**Problem requirements:**
Review the lines that follow and copy each one that contains the word "this".

**Supplied data:**
▼

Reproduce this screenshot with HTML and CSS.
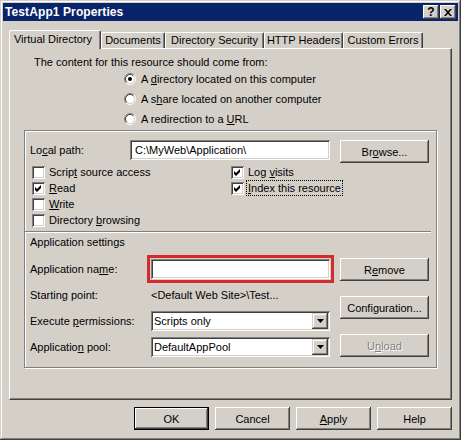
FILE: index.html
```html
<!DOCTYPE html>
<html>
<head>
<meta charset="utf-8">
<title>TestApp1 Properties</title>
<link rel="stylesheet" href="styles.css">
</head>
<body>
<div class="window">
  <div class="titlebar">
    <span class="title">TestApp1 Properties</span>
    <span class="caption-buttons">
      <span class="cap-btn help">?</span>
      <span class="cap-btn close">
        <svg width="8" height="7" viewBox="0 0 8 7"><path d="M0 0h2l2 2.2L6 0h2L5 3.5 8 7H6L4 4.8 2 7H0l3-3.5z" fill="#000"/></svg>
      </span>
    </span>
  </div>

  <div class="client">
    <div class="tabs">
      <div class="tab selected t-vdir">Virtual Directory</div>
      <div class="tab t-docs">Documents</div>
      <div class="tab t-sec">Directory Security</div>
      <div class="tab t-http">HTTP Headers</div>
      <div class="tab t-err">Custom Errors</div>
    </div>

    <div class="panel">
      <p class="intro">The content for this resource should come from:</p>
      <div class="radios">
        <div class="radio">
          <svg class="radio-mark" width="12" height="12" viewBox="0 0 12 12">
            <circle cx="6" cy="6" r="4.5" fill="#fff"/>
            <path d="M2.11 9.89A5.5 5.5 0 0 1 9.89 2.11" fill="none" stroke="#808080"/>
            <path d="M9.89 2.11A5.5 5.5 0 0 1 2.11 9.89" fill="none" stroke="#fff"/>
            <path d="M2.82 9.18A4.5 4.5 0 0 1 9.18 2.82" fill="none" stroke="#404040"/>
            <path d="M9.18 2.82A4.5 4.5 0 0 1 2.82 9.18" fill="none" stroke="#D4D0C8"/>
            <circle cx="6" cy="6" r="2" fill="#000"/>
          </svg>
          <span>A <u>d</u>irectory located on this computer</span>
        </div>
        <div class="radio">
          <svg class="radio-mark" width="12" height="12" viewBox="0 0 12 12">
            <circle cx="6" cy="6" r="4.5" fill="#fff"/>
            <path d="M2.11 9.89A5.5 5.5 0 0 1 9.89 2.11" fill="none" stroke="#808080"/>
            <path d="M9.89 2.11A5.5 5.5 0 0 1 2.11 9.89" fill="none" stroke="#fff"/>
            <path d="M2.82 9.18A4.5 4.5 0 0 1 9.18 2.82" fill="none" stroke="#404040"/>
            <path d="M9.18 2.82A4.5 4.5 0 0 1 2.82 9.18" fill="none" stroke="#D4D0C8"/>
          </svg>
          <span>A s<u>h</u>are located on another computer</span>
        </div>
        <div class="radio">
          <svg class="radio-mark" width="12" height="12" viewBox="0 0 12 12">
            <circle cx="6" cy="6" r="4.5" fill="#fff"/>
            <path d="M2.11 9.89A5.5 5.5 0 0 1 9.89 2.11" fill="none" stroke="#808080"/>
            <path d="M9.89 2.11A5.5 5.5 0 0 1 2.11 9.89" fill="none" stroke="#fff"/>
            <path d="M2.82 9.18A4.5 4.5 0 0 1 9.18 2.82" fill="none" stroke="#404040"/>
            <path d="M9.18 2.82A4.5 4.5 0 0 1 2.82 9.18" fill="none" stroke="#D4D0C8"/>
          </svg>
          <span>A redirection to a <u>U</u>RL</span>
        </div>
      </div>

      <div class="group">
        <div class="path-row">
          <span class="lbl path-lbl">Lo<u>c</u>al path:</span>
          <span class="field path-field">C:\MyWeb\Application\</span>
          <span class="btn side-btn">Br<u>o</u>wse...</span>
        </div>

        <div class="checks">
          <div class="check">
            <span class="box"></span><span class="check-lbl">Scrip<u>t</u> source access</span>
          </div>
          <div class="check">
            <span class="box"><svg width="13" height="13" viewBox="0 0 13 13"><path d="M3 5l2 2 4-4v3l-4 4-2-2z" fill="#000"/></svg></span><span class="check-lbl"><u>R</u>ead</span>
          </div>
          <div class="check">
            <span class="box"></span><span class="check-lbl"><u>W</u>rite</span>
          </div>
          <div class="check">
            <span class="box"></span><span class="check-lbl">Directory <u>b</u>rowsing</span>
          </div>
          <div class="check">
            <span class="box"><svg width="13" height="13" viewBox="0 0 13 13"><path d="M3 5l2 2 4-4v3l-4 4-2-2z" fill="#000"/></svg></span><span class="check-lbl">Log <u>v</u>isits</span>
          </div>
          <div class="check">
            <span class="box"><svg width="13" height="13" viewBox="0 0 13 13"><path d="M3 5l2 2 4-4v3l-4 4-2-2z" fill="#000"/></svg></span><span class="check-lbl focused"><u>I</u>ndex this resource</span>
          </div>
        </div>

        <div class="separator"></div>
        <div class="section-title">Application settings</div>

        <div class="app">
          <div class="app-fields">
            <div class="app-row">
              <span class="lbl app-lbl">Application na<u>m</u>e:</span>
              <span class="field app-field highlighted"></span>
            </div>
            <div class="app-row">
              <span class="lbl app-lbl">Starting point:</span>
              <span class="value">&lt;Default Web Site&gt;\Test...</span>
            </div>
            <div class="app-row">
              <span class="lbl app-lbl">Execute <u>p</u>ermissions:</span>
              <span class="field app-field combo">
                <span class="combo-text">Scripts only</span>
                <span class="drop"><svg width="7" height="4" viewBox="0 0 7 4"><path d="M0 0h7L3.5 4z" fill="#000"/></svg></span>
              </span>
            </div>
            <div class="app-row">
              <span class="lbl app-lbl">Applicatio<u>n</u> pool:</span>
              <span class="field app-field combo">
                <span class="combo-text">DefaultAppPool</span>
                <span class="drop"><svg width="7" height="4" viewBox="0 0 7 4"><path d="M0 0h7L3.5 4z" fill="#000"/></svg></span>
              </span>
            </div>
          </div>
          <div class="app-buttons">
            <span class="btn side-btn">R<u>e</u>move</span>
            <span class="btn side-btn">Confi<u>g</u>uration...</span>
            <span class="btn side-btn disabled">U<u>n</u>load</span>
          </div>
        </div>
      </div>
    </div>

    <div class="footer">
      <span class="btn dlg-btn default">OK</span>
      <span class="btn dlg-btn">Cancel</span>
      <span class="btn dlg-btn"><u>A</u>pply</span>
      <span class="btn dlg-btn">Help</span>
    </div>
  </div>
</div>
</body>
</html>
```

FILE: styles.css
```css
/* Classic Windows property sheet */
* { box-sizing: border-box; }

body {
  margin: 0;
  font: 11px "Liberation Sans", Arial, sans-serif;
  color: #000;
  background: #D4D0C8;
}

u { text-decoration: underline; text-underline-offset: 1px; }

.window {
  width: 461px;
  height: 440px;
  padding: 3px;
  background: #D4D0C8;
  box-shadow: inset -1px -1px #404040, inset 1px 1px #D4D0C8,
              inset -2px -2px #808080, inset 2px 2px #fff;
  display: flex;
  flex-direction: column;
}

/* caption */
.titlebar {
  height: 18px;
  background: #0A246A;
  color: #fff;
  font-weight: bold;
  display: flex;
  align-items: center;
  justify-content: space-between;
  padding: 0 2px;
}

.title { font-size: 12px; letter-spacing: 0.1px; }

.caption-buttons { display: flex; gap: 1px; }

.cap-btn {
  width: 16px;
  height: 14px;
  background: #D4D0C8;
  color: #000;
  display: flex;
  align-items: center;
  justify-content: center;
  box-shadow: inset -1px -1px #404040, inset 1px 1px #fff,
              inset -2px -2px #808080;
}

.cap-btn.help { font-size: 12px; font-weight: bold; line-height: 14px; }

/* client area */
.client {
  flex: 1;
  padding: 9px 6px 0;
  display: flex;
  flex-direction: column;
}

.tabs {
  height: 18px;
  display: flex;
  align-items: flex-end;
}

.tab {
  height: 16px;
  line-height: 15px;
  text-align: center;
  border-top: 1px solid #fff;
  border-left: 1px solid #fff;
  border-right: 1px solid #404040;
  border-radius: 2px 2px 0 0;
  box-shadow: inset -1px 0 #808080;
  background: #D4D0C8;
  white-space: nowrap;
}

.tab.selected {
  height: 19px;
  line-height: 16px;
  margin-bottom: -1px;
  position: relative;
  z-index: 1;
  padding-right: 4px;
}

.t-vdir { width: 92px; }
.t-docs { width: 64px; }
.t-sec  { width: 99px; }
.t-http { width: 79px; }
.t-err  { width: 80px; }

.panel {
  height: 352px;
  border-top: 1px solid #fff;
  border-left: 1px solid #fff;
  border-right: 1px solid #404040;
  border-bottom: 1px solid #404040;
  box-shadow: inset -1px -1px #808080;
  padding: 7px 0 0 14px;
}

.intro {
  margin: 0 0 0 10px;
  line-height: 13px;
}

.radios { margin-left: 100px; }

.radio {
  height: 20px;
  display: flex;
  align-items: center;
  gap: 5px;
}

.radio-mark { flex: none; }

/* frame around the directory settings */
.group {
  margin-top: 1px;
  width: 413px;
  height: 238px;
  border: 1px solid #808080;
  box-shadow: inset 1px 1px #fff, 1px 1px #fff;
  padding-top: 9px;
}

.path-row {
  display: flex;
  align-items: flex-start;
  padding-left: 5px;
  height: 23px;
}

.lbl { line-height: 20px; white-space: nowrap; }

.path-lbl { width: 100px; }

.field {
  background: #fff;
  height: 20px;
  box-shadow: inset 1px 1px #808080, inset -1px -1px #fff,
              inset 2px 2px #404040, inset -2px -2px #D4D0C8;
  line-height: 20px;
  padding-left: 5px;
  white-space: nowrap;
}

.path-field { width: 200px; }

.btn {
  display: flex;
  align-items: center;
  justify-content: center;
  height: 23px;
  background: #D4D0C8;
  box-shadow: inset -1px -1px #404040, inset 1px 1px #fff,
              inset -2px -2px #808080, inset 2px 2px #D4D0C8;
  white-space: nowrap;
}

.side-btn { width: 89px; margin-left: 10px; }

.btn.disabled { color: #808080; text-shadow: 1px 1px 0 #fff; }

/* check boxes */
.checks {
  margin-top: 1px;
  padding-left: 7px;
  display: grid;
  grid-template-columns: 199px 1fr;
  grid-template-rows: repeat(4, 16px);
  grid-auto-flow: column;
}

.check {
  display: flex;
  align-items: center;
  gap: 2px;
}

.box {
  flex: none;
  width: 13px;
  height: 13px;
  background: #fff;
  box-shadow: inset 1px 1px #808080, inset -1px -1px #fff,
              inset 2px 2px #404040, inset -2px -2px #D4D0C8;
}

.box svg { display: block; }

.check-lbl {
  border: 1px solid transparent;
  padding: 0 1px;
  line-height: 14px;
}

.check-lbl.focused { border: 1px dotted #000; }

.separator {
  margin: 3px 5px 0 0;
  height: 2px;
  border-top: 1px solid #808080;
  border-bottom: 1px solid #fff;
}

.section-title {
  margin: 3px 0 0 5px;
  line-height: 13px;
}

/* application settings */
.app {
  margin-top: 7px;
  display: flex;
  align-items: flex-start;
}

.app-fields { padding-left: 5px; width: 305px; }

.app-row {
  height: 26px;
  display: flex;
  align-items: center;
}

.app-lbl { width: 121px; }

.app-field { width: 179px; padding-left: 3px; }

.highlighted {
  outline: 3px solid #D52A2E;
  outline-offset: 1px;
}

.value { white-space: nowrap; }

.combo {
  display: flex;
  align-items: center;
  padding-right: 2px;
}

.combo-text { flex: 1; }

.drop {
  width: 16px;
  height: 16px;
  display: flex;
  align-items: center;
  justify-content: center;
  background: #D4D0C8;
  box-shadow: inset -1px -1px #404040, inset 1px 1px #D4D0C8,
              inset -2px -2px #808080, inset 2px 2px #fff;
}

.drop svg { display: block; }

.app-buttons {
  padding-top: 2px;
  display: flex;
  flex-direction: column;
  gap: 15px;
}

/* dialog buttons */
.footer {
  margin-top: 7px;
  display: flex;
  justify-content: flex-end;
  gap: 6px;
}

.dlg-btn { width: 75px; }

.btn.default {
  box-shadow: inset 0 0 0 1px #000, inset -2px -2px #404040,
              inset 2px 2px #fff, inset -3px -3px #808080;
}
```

▲

**Exercise response:**
Reproduce this screenshot with HTML and CSS.
      <p class="intro">The content for this resource should come from:</p>
          <span>A <u>d</u>irectory located on this computer</span>
            <span class="box"><svg width="13" height="13" viewBox="0 0 13 13"><path d="M3 5l2 2 4-4v3l-4 4-2-2z" fill="#000"/></svg></span><span class="check-lbl focused"><u>I</u>ndex this resource</span>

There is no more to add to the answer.